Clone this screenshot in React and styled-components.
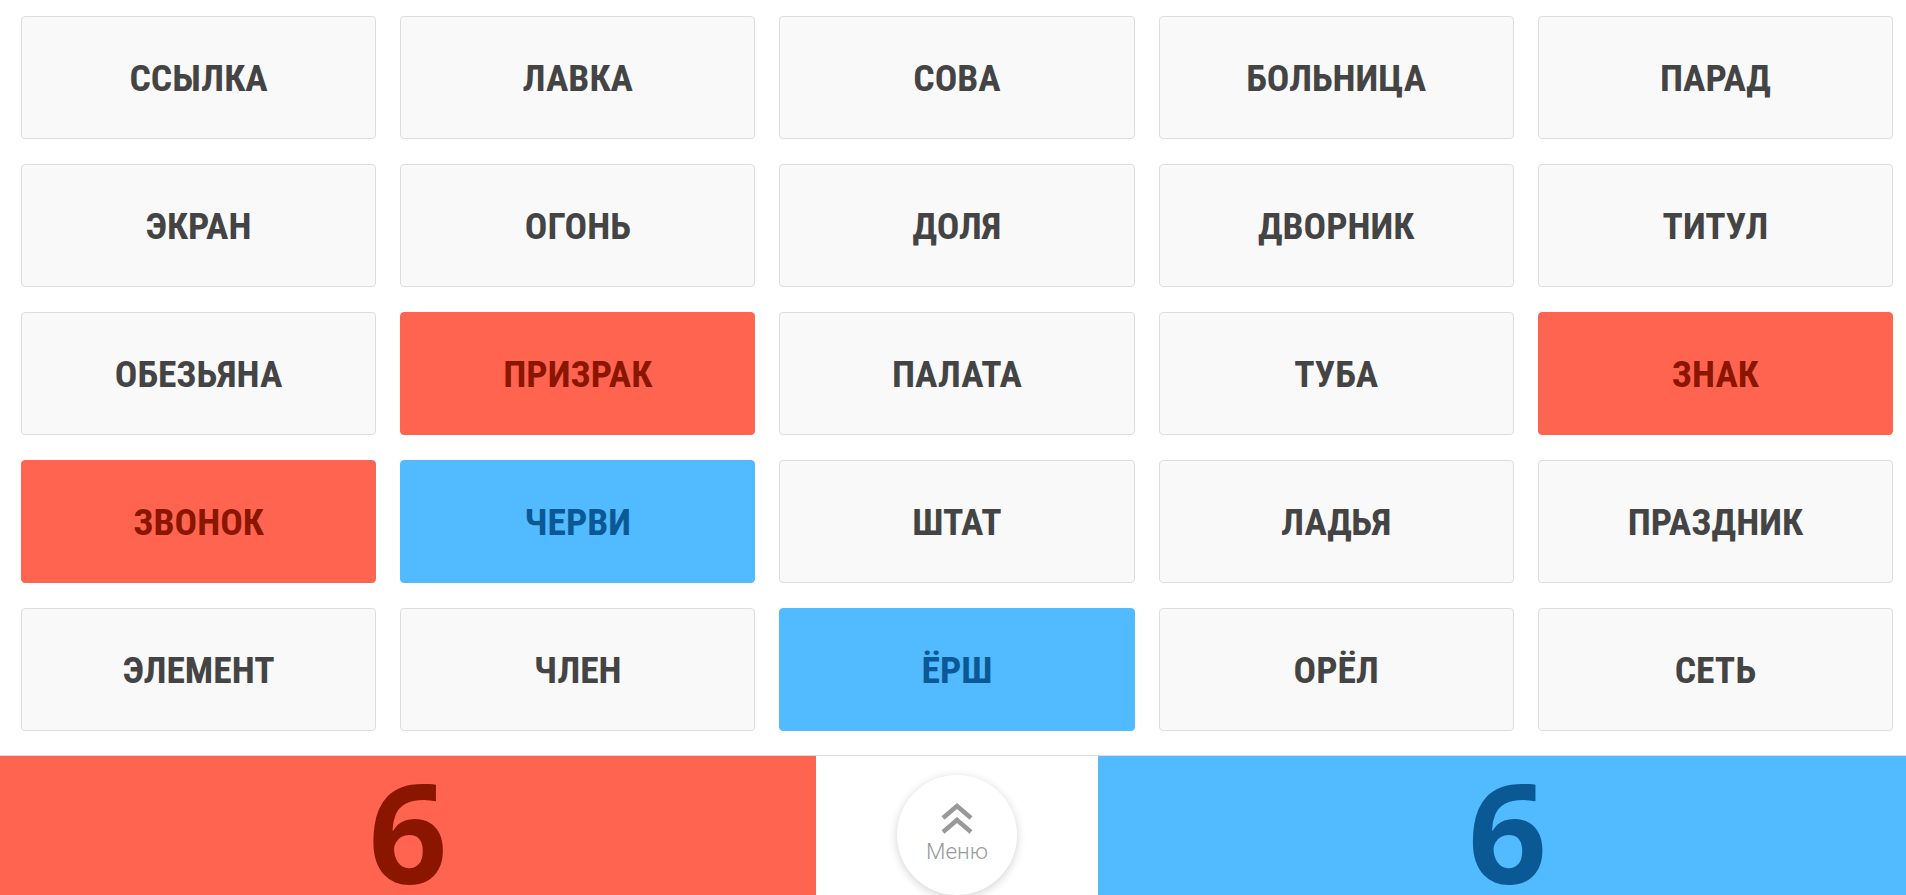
import React from "react";
import styled, { createGlobalStyle } from "styled-components";

const words = [
  ["ССЫЛКА", "n"], ["ЛАВКА", "n"], ["СОВА", "n"], ["БОЛЬНИЦА", "n"], ["ПАРАД", "n"],
  ["ЭКРАН", "n"], ["ОГОНЬ", "n"], ["ДОЛЯ", "n"], ["ДВОРНИК", "n"], ["ТИТУЛ", "n"],
  ["ОБЕЗЬЯНА", "n"], ["ПРИЗРАК", "red"], ["ПАЛАТА", "n"], ["ТУБА", "n"], ["ЗНАК", "red"],
  ["ЗВОНОК", "red"], ["ЧЕРВИ", "blue"], ["ШТАТ", "n"], ["ЛАДЬЯ", "n"], ["ПРАЗДНИК", "n"],
  ["ЭЛЕМЕНТ", "n"], ["ЧЛЕН", "n"], ["ЁРШ", "blue"], ["ОРЁЛ", "n"], ["СЕТЬ", "n"],
];

const palette = {
  n: { bg: "#f9f9f9", fg: "#444444", border: "#dddddd" },
  red: { bg: "#ff6450", fg: "#8b1600", border: "#ff6450" },
  blue: { bg: "#52baff", fg: "#0b5994", border: "#52baff" },
};

const GlobalStyle = createGlobalStyle`
  html, body {
    margin: 0;
    padding: 0;
    background: #fff;
    font-family: "Roboto", "Liberation Sans", sans-serif;
  }
`;

const Page = styled.div`
  width: 1906px;
  height: 895px;
  display: flex;
  flex-direction: column;
  overflow: hidden;
`;

const Board = styled.div`
  display: grid;
  grid-template-columns: repeat(5, 1fr);
  grid-auto-rows: 123px;
  column-gap: 24px;
  row-gap: 25px;
  padding: 16px 13px 24px 21px;
`;

const Card = styled.div`
  display: flex;
  align-items: center;
  justify-content: center;
  background: ${(p) => palette[p.$team].bg};
  color: ${(p) => palette[p.$team].fg};
  border: 1px solid ${(p) => palette[p.$team].border};
  border-radius: 4px;
  font-family: "Roboto", sans-serif;
  font-stretch: condensed;
  font-weight: 700;
  font-size: 37.5px;
  cursor: pointer;
  user-select: none;
`;

const ScoreBar = styled.div`
  display: flex;
  height: 140px;
  border-top: 1px solid #dddddd;
`;

const Score = styled.div`
  flex: ${(p) => (p.$grow ? "1" : "0 0 816px")};
  display: flex;
  align-items: center;
  justify-content: center;
  background: ${(p) => palette[p.$team].bg};
  color: ${(p) => palette[p.$team].fg};
  font-family: "Open Sans", sans-serif;
  font-weight: 700;
  font-size: 138px;
  line-height: 1;
  padding-top: 8px;
  padding-left: ${(p) => (p.$grow ? "11px" : "0")};
  box-sizing: border-box;
`;

const Middle = styled.div`
  flex: 0 0 282px;
  display: flex;
  align-items: center;
  justify-content: center;
  background: #fff;
`;

const MenuButton = styled.button`
  width: 120px;
  height: 120px;
  border-radius: 50%;
  border: none;
  background: #fff;
  box-shadow: 0 2px 10px rgba(0, 0, 0, 0.18);
  display: flex;
  flex-direction: column;
  align-items: center;
  justify-content: center;
  gap: 6px;
  color: #999;
  font-family: "Roboto", sans-serif;
  font-weight: 300;
  font-size: 22.5px;
  line-height: 1;
  cursor: pointer;
  padding: 0 0 4px;
  margin-top: 18px;
`;

const Chevrons = () => (
  <svg width="34" height="31" viewBox="0 0 34 31" fill="none" stroke="#999" strokeWidth="4.5">
    <polyline points="3,15 17,3 31,15" />
    <polyline points="3,29 17,17 31,29" />
  </svg>
);

export default function App() {
  return (
    <Page>
      <GlobalStyle />
      <Board>
        {words.map(([w, t]) => (
          <Card key={w} $team={t}>
            {w}
          </Card>
        ))}
      </Board>
      <ScoreBar>
        <Score $team="red">6</Score>
        <Middle>
          <MenuButton>
            <Chevrons />
            Меню
          </MenuButton>
        </Middle>
        <Score $team="blue" $grow>
          6
        </Score>
      </ScoreBar>
    </Page>
  );
}
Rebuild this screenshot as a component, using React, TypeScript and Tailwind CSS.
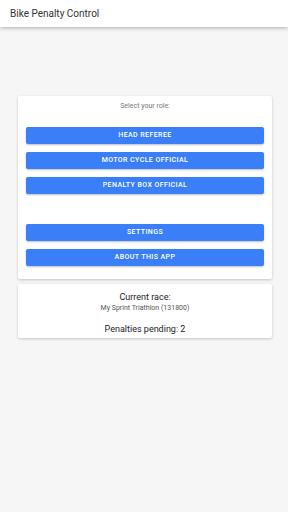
const ROLES = ["Head Referee", "Motor Cycle Official", "Penalty Box Official"];
const EXTRA = ["Settings", "About this app"];

function RoleButton({ label }: { label: string }) {
  return (
    <button className="h-[17px] w-full rounded-[2px] bg-[#3a7ff8] text-white text-[7px] font-medium uppercase tracking-[0.06em] leading-none shadow-[0_1px_2px_rgba(0,0,0,0.25)]">
      {label}
    </button>
  );
}

export default function App() {
  return (
    <div
      className="h-[512px] w-[288px] bg-[#f6f6f6] overflow-hidden"
      style={{ fontFamily: "Roboto, 'Liberation Sans', sans-serif" }}
    >
      {/* App bar */}
      <header className="h-[27px] flex items-center pl-[10px] bg-white shadow-[0_1px_4px_rgba(0,0,0,0.3)] relative z-10">
        <h1 className="text-[10px] text-[#333]">Bike Penalty Control</h1>
      </header>

      <main className="pl-[18px] pr-[16px] pt-[69px]">
        {/* Role card */}
        <section className="bg-white rounded-[2px] shadow-[0_1px_3px_rgba(0,0,0,0.2)] px-[8px] pt-[6px] pb-[13px]">
          <p className="text-center text-[7px] leading-[9px] text-[#777]">Select your role:</p>
          <div className="mt-[16px] flex flex-col gap-[8px]">
            {ROLES.map((r) => (
              <RoleButton key={r} label={r} />
            ))}
          </div>
          <div className="mt-[30px] flex flex-col gap-[8px]">
            {EXTRA.map((r) => (
              <RoleButton key={r} label={r} />
            ))}
          </div>
        </section>

        {/* Race card */}
        <section className="mt-[5px] bg-white rounded-[2px] shadow-[0_1px_3px_rgba(0,0,0,0.2)] pt-[7px] pb-[3px] text-center">
          <p className="text-[9px] leading-[12px] text-[#222]">Current race:</p>
          <p className="text-[7px] leading-[9px] text-[#555] mt-[1px]">My Sprint Triathlon (131800)</p>
          <p className="text-[9px] leading-[12px] text-[#222] mt-[10px]">Penalties pending: 2</p>
        </section>
      </main>
    </div>
  );
}
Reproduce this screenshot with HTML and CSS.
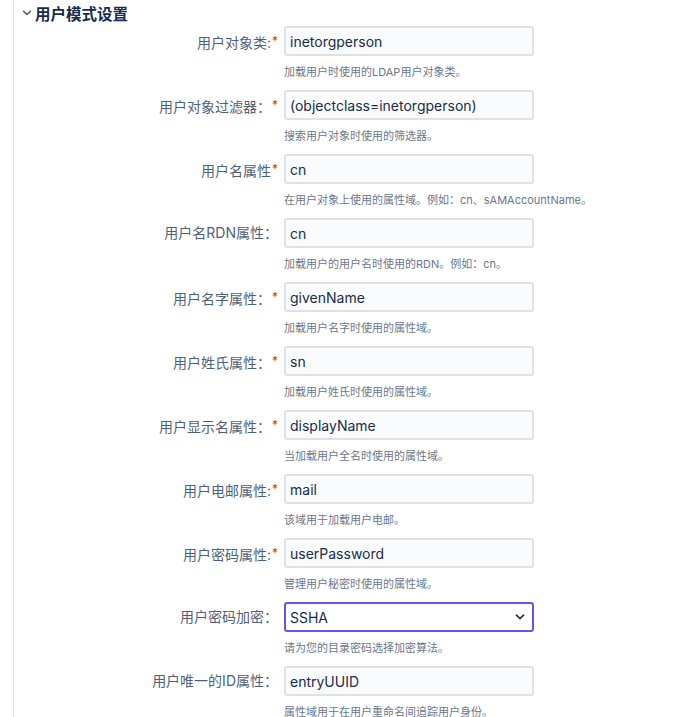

+--

§ **What is required**: Your task is to repeat the material above exactly, without its pictures.

§ **Full solution**:
Clone this screenshot in React and styled-components.
import React from "react";
import styled, { createGlobalStyle } from "styled-components";

const words = [
  ["ССЫЛКА", "n"], ["ЛАВКА", "n"], ["СОВА", "n"], ["БОЛЬНИЦА", "n"], ["ПАРАД", "n"],
  ["ЭКРАН", "n"], ["ОГОНЬ", "n"], ["ДОЛЯ", "n"], ["ДВОРНИК", "n"], ["ТИТУЛ", "n"],
  ["ОБЕЗЬЯНА", "n"], ["ПРИЗРАК", "red"], ["ПАЛАТА", "n"], ["ТУБА", "n"], ["ЗНАК", "red"],
  ["ЗВОНОК", "red"], ["ЧЕРВИ", "blue"], ["ШТАТ", "n"], ["ЛАДЬЯ", "n"], ["ПРАЗДНИК", "n"],
  ["ЭЛЕМЕНТ", "n"], ["ЧЛЕН", "n"], ["ЁРШ", "blue"], ["ОРЁЛ", "n"], ["СЕТЬ", "n"],
];

const palette = {
  n: { bg: "#f9f9f9", fg: "#444444", border: "#dddddd" },
  red: { bg: "#ff6450", fg: "#8b1600", border: "#ff6450" },
  blue: { bg: "#52baff", fg: "#0b5994", border: "#52baff" },
};

const GlobalStyle = createGlobalStyle`
  html, body {
    margin: 0;
    padding: 0;
    background: #fff;
    font-family: "Roboto", "Liberation Sans", sans-serif;
  }
`;

const Page = styled.div`
  width: 1906px;
  height: 895px;
  display: flex;
  flex-direction: column;
  overflow: hidden;
`;

const Board = styled.div`
  display: grid;
  grid-template-columns: repeat(5, 1fr);
  grid-auto-rows: 123px;
  column-gap: 24px;
  row-gap: 25px;
  padding: 16px 13px 24px 21px;
`;

const Card = styled.div`
  display: flex;
  align-items: center;
  justify-content: center;
  background: ${(p) => palette[p.$team].bg};
  color: ${(p) => palette[p.$team].fg};
  border: 1px solid ${(p) => palette[p.$team].border};
  border-radius: 4px;
  font-family: "Roboto", sans-serif;
  font-stretch: condensed;
  font-weight: 700;
  font-size: 37.5px;
  cursor: pointer;
  user-select: none;
`;

const ScoreBar = styled.div`
  display: flex;
  height: 140px;
  border-top: 1px solid #dddddd;
`;

const Score = styled.div`
  flex: ${(p) => (p.$grow ? "1" : "0 0 816px")};
  display: flex;
  align-items: center;
  justify-content: center;
  background: ${(p) => palette[p.$team].bg};
  color: ${(p) => palette[p.$team].fg};
  font-family: "Open Sans", sans-serif;
  font-weight: 700;
  font-size: 138px;
  line-height: 1;
  padding-top: 8px;
  padding-left: ${(p) => (p.$grow ? "11px" : "0")};
  box-sizing: border-box;
`;

const Middle = styled.div`
  flex: 0 0 282px;
  display: flex;
  align-items: center;
  justify-content: center;
  background: #fff;
`;

const MenuButton = styled.button`
  width: 120px;
  height: 120px;
  border-radius: 50%;
  border: none;
  background: #fff;
  box-shadow: 0 2px 10px rgba(0, 0, 0, 0.18);
  display: flex;
  flex-direction: column;
  align-items: center;
  justify-content: center;
  gap: 6px;
  color: #999;
  font-family: "Roboto", sans-serif;
  font-weight: 300;
  font-size: 22.5px;
  line-height: 1;
  cursor: pointer;
  padding: 0 0 4px;
  margin-top: 18px;
`;

const Chevrons = () => (
  <svg width="34" height="31" viewBox="0 0 34 31" fill="none" stroke="#999" strokeWidth="4.5">
    <polyline points="3,15 17,3 31,15" />
    <polyline points="3,29 17,17 31,29" />
  </svg>
);

export default function App() {
  return (
    <Page>
      <GlobalStyle />
      <Board>
        {words.map(([w, t]) => (
          <Card key={w} $team={t}>
            {w}
          </Card>
        ))}
      </Board>
      <ScoreBar>
        <Score $team="red">6</Score>
        <Middle>
          <MenuButton>
            <Chevrons />
            Меню
          </MenuButton>
        </Middle>
        <Score $team="blue" $grow>
          6
        </Score>
      </ScoreBar>
    </Page>
  );
}
Rebuild this screenshot as a component, using React, TypeScript and Tailwind CSS.
const ROLES = ["Head Referee", "Motor Cycle Official", "Penalty Box Official"];
const EXTRA = ["Settings", "About this app"];

function RoleButton({ label }: { label: string }) {
  return (
    <button className="h-[17px] w-full rounded-[2px] bg-[#3a7ff8] text-white text-[7px] font-medium uppercase tracking-[0.06em] leading-none shadow-[0_1px_2px_rgba(0,0,0,0.25)]">
      {label}
    </button>
  );
}

export default function App() {
  return (
    <div
      className="h-[512px] w-[288px] bg-[#f6f6f6] overflow-hidden"
      style={{ fontFamily: "Roboto, 'Liberation Sans', sans-serif" }}
    >
      {/* App bar */}
      <header className="h-[27px] flex items-center pl-[10px] bg-white shadow-[0_1px_4px_rgba(0,0,0,0.3)] relative z-10">
        <h1 className="text-[10px] text-[#333]">Bike Penalty Control</h1>
      </header>

      <main className="pl-[18px] pr-[16px] pt-[69px]">
        {/* Role card */}
        <section className="bg-white rounded-[2px] shadow-[0_1px_3px_rgba(0,0,0,0.2)] px-[8px] pt-[6px] pb-[13px]">
          <p className="text-center text-[7px] leading-[9px] text-[#777]">Select your role:</p>
          <div className="mt-[16px] flex flex-col gap-[8px]">
            {ROLES.map((r) => (
              <RoleButton key={r} label={r} />
            ))}
          </div>
          <div className="mt-[30px] flex flex-col gap-[8px]">
            {EXTRA.map((r) => (
              <RoleButton key={r} label={r} />
            ))}
          </div>
        </section>

        {/* Race card */}
        <section className="mt-[5px] bg-white rounded-[2px] shadow-[0_1px_3px_rgba(0,0,0,0.2)] pt-[7px] pb-[3px] text-center">
          <p className="text-[9px] leading-[12px] text-[#222]">Current race:</p>
          <p className="text-[7px] leading-[9px] text-[#555] mt-[1px]">My Sprint Triathlon (131800)</p>
          <p className="text-[9px] leading-[12px] text-[#222] mt-[10px]">Penalties pending: 2</p>
        </section>
      </main>
    </div>
  );
}
Reproduce this screenshot with HTML and CSS.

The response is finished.